Pursuant to Section 13 or 15(d) of the
Securities Exchange Act of 1934


Date of Report (Date of earliest event reported):  December 1, 2010
 

SELECTICA, INC.
(Exact Name of Registrant as Specified in its Charter)

 
Delaware
 
000-29637
 
77-0432030
(State or Other Jurisdiction of Incorporation)  
(Commission File Number)
  (I.R.S. Employer Identification Number)
 
 
1740 Technology Drive, Suite 460
San Jose, CA 95110
(408) 570-9700
(Addresses, including zip code, and telephone numbers, including area code, of principal executive offices)
 
 
Not Applicable
(Former name or former address, if changed since last report.)
 
 
Check the appropriate box below if the Form 8-K filing is intended to simultaneously satisfy the filing obligation of the registrant under any of the following provisions:
o
 Written communications pursuant to Rule 425 under the Securities Act (17 CFR 230.425)
o
 Soliciting material pursuant to Rule 14a-12 under the Exchange Act (17 CFR 240.14a-12)
o
 Pre-commencement communications pursuant to Rule 14d-2(b) under the Exchange Act (17 CFR 240.14d-2(b))
o
 Pre-commencement communications pursuant to Rule 13e-4(c) under the Exchange Act (17 CFR 240.13e-4(c))

 
 
 

 

Item 5.03       Amendments to Articles of Incorporation or Bylaws; Change in Fiscal Year.

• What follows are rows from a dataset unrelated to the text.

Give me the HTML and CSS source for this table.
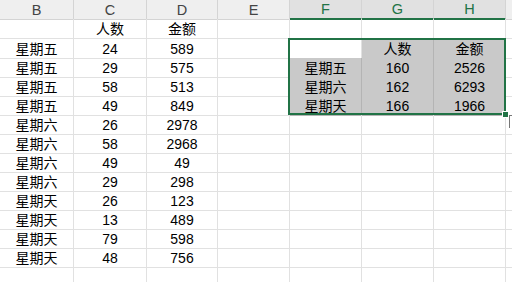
FILE: index.html
```html
<!DOCTYPE html>
<html lang="zh-CN">
<head>
    <meta charset="UTF-8">
    <meta name="viewport" content="width=device-width, initial-scale=1.0">
    <title>星期汇总</title>
    <link rel="stylesheet" href="styles.css">
</head>
<body>
    <div class="sheet">
        <div class="row head">
            <div class="cell hd">B</div>
            <div class="cell hd">C</div>
            <div class="cell hd">D</div>
            <div class="cell hd">E</div>
            <div class="cell hd sel">F</div>
            <div class="cell hd sel">G</div>
            <div class="cell hd sel">H</div>
            <div class="cell hd"></div>
        </div>
        <div class="row first">
            <div class="cell"></div>
            <div class="cell">人数</div>
            <div class="cell">金额</div>
            <div class="cell"></div>
            <div class="cell"></div>
            <div class="cell"></div>
            <div class="cell"></div>
            <div class="cell"></div>
        </div>
        <div class="row">
            <div class="cell">星期五</div>
            <div class="cell">24</div>
            <div class="cell">589</div>
            <div class="cell"></div>
            <div class="cell"></div>
            <div class="cell pv">人数</div>
            <div class="cell pv">金额</div>
            <div class="cell"></div>
        </div>
        <div class="row">
            <div class="cell">星期五</div>
            <div class="cell">29</div>
            <div class="cell">575</div>
            <div class="cell"></div>
            <div class="cell pv">星期五</div>
            <div class="cell pv">160</div>
            <div class="cell pv">2526</div>
            <div class="cell"></div>
        </div>
        <div class="row">
            <div class="cell">星期五</div>
            <div class="cell">58</div>
            <div class="cell">513</div>
            <div class="cell"></div>
            <div class="cell pv">星期六</div>
            <div class="cell pv">162</div>
            <div class="cell pv">6293</div>
            <div class="cell"></div>
        </div>
        <div class="row">
            <div class="cell">星期五</div>
            <div class="cell">49</div>
            <div class="cell">849</div>
            <div class="cell"></div>
            <div class="cell pv">星期天</div>
            <div class="cell pv">166</div>
            <div class="cell pv">1966</div>
            <div class="cell"></div>
        </div>
        <div class="row">
            <div class="cell">星期六</div>
            <div class="cell">26</div>
            <div class="cell">2978</div>
            <div class="cell"></div>
            <div class="cell"></div>
            <div class="cell"></div>
            <div class="cell"></div>
            <div class="cell"></div>
        </div>
        <div class="row">
            <div class="cell">星期六</div>
            <div class="cell">58</div>
            <div class="cell">2968</div>
            <div class="cell"></div>
            <div class="cell"></div>
            <div class="cell"></div>
            <div class="cell"></div>
            <div class="cell"></div>
        </div>
        <div class="row">
            <div class="cell">星期六</div>
            <div class="cell">49</div>
            <div class="cell">49</div>
            <div class="cell"></div>
            <div class="cell"></div>
            <div class="cell"></div>
            <div class="cell"></div>
            <div class="cell"></div>
        </div>
        <div class="row">
            <div class="cell">星期六</div>
            <div class="cell">29</div>
            <div class="cell">298</div>
            <div class="cell"></div>
            <div class="cell"></div>
            <div class="cell"></div>
            <div class="cell"></div>
            <div class="cell"></div>
        </div>
        <div class="row">
            <div class="cell">星期天</div>
            <div class="cell">26</div>
            <div class="cell">123</div>
            <div class="cell"></div>
            <div class="cell"></div>
            <div class="cell"></div>
            <div class="cell"></div>
            <div class="cell"></div>
        </div>
        <div class="row">
            <div class="cell">星期天</div>
            <div class="cell">13</div>
            <div class="cell">489</div>
            <div class="cell"></div>
            <div class="cell"></div>
            <div class="cell"></div>
            <div class="cell"></div>
            <div class="cell"></div>
        </div>
        <div class="row">
            <div class="cell">星期天</div>
            <div class="cell">79</div>
            <div class="cell">598</div>
            <div class="cell"></div>
            <div class="cell"></div>
            <div class="cell"></div>
            <div class="cell"></div>
            <div class="cell"></div>
        </div>
        <div class="row">
            <div class="cell">星期天</div>
            <div class="cell">48</div>
            <div class="cell">756</div>
            <div class="cell"></div>
            <div class="cell"></div>
            <div class="cell"></div>
            <div class="cell"></div>
            <div class="cell"></div>
        </div>
        <div class="row">
            <div class="cell"></div>
            <div class="cell"></div>
            <div class="cell"></div>
            <div class="cell"></div>
            <div class="cell"></div>
            <div class="cell"></div>
            <div class="cell"></div>
            <div class="cell"></div>
        </div>

        <!-- selected range F2:H5 -->
        <div class="selection"></div>
        <div class="fill-handle"></div>
        <div class="quick-btn"></div>
    </div>
</body>
</html>
```

FILE: styles.css
```css
body {
    margin: 0;
    padding: 0;
    background-color: #fff;
    overflow: hidden;
    font-family: "Liberation Sans", "Noto Sans CJK SC", sans-serif;
}
.sheet {
    position: relative;
    width: 512px;
    height: 282px;
    overflow: hidden;
}
.row {
    display: grid;
    grid-template-columns: 74px 73px 71px 72px 72px 72px 72px 40px;
    height: 19px;
}
.row.first {
    height: 20px;
}
.cell {
    box-sizing: border-box;
    border-right: 1px solid #e1e1e1;
    border-bottom: 1px solid #e1e1e1;
    display: flex;
    align-items: center;
    justify-content: center;
    font-size: 14px;
    line-height: 18px;
    color: #000;
    white-space: nowrap;
    padding-top: 1px;
}
.hd {
    background-color: #efefef;
    border-right-color: #d4d4d4;
    border-bottom-color: #d4d4d4;
    color: #444;
    font-size: 14.5px;
    padding-top: 0;
}
.hd.sel {
    background-color: #e1e1e1;
    color: #217346;
    border-bottom: 2px solid #217346;
}
.pv {
    background-color: #c9c9c9;
    border-right-color: #b4b4b4;
    border-bottom-color: #b4b4b4;
}
.selection {
    position: absolute;
    left: 288px;
    top: 38px;
    width: 218px;
    height: 77px;
    box-sizing: border-box;
    border: 2px solid #217346;
}
.fill-handle {
    position: absolute;
    left: 502px;
    top: 111px;
    width: 5px;
    height: 5px;
    background-color: #217346;
    border: 1px solid #fff;
}
.quick-btn {
    position: absolute;
    left: 509px;
    top: 115px;
    width: 12px;
    height: 12px;
    border-left: 1px solid #777;
    border-top: 1px solid #777;
}
```
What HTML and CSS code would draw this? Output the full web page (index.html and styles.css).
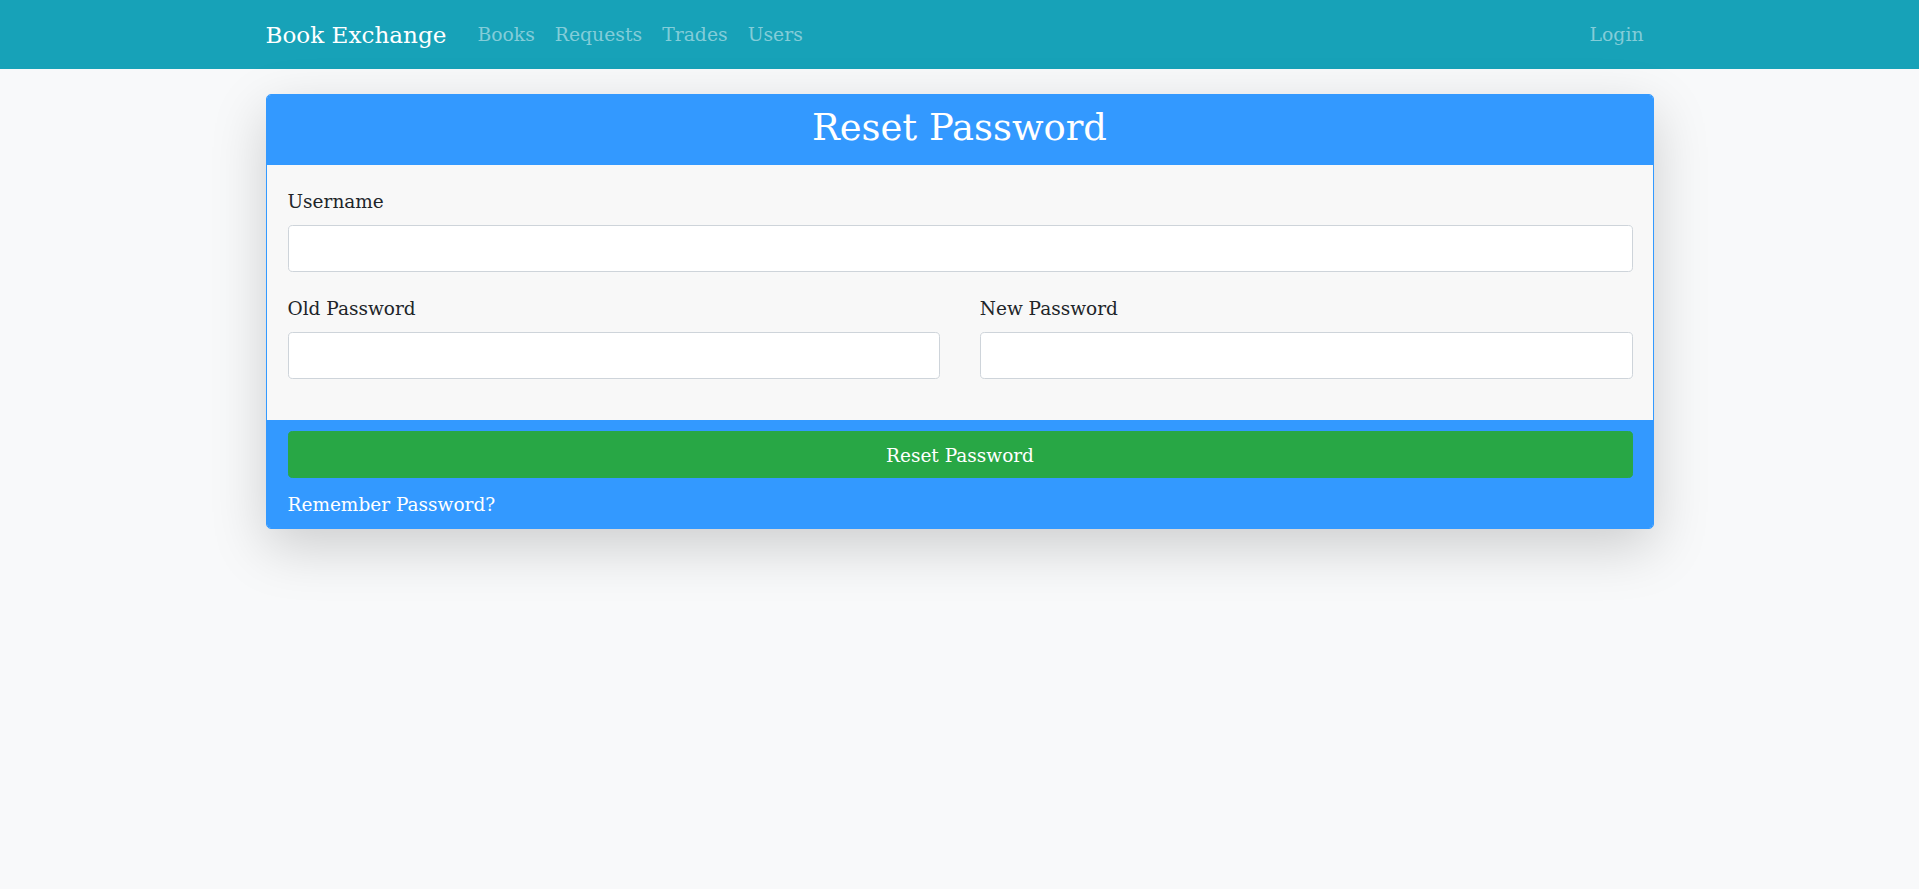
FILE: index.html
```html
<!DOCTYPE html>
<html lang="en">
<head>
<meta charset="utf-8">
<title>Book Exchange - Reset Password</title>
<link rel="stylesheet" href="styles.css">
</head>
<body>
<nav class="navbar">
  <div class="container nav-inner">
    <a class="brand" href="#">Book Exchange</a>
    <ul class="nav-links">
      <li><a class="nav-link" href="#">Books</a></li>
      <li><a class="nav-link" href="#">Requests</a></li>
      <li><a class="nav-link" href="#">Trades</a></li>
      <li><a class="nav-link" href="#">Users</a></li>
    </ul>
    <ul class="nav-links nav-right">
      <li><a class="nav-link" href="#">Login</a></li>
    </ul>
  </div>
</nav>
<main class="container page">
  <form class="card">
    <div class="card-header">
      <h2 class="card-title">Reset Password</h2>
    </div>
    <div class="card-body">
      <div class="form-group">
        <label class="form-label" for="username">Username</label>
        <input class="form-control" id="username" type="text">
      </div>
      <div class="form-row">
        <div class="form-group">
          <label class="form-label" for="oldpw">Old Password</label>
          <input class="form-control" id="oldpw" type="password">
        </div>
        <div class="form-group">
          <label class="form-label" for="newpw">New Password</label>
          <input class="form-control" id="newpw" type="password">
        </div>
      </div>
    </div>
    <div class="card-footer">
      <button class="btn-success" type="button">Reset Password</button>
      <a class="footer-link" href="#">Remember Password?</a>
    </div>
  </form>
</main>
</body>
</html>
```
FILE: styles.css
```css
* { box-sizing: border-box; }

html, body {
  margin: 0;
  padding: 0;
}

body {
  min-height: 100vh;
  background: #f8f9fa;
  font-family: "DejaVu Serif", "Liberation Serif", serif;
  font-size: 18.5px;
  line-height: 1.5;
  color: #212529;
}

a { text-decoration: none; }

.container {
  width: 1388px;
  margin: 0 auto;
}

.page {
  padding-bottom: 120px;
}

/* Navbar */
.navbar {
  background: #17a2b8;
  height: 69px;
}

.nav-inner {
  height: 100%;
  display: flex;
  align-items: center;
  padding-top: 2px;
}

.brand {
  color: #ffffff;
  font-size: 23.1px;
  line-height: 1.5;
  margin-right: 21px;
}

.nav-links {
  list-style: none;
  margin: 0;
  padding: 0;
  display: flex;
}

.nav-right {
  margin-left: auto;
}

.nav-link {
  display: block;
  padding: 0 10px;
  color: rgba(255, 255, 255, 0.47);
  font-size: 18.8px;
}

/* Card */
.card {
  margin-top: 25px;
  border: 1px solid #3399ff;
  border-radius: 5px;
  overflow: hidden;
  background: #f8f8f8;
  box-shadow: 0 18px 55px rgba(0, 0, 0, 0.175);
}

.card-header {
  background: #3399ff;
  padding: 10.5px 20px 15px;
  text-align: center;
}

.card-title {
  margin: 0;
  color: #ffffff;
  font-weight: normal;
  font-size: 36.9px;
  line-height: 1.2;
}

.card-body {
  padding: 23px 20px 0 21px;
}

.form-group {
  margin-bottom: 23px;
}

.form-row .form-group {
  margin-bottom: 41px;
}

.form-row {
  display: grid;
  grid-template-columns: 1fr 1fr;
  column-gap: 39.5px;
}

.form-label {
  display: block;
  margin-bottom: 9.25px;
}

.form-control {
  display: block;
  width: 100%;
  height: 47px;
  padding: 6px 12px;
  font: inherit;
  color: #495057;
  background: #ffffff;
  border: 1px solid #ced4da;
  border-radius: 4.6px;
}

.card-footer {
  background: #3399ff;
  padding: 11px 20px 8.5px 21px;
}

.btn-success {
  display: flex;
  align-items: center;
  justify-content: center;
  width: 100%;
  height: 47px;
  padding: 3px 0 0;
  margin-bottom: 13.5px;
  font: inherit;
  color: #ffffff;
  background: #28a745;
  border: 1px solid #28a745;
  border-radius: 4.6px;
}

.footer-link {
  display: block;
  color: #ffffff;
}
```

On December 1, 2010, the Board of Directors of Selectica, Inc. (the “Company”) amended Section 2.8 of the Company’s Amended and Restated Bylaws (the “Bylaw Amendment”).  The Bylaw Amendment provides for a majority voting standard in the election of directors.  Under the Bylaw Amendment, in any “uncontested election” of directors (i.e., an election where the number of nominees does not exceed the number of directors to be elected), each nominee to the Board will be elected by the vote of a “majority of the votes cast,” meaning that the number of votes cast “for” a director’s election must exceed 50% of the total votes cast with respect to that director’s election.  The Bylaw Amendment was effective immediately upon adoption by the Board.  The text of Section 2.8 of the Company’s Bylaws, reflecting the Bylaw Amendment, is attached as Exhibit 3.1.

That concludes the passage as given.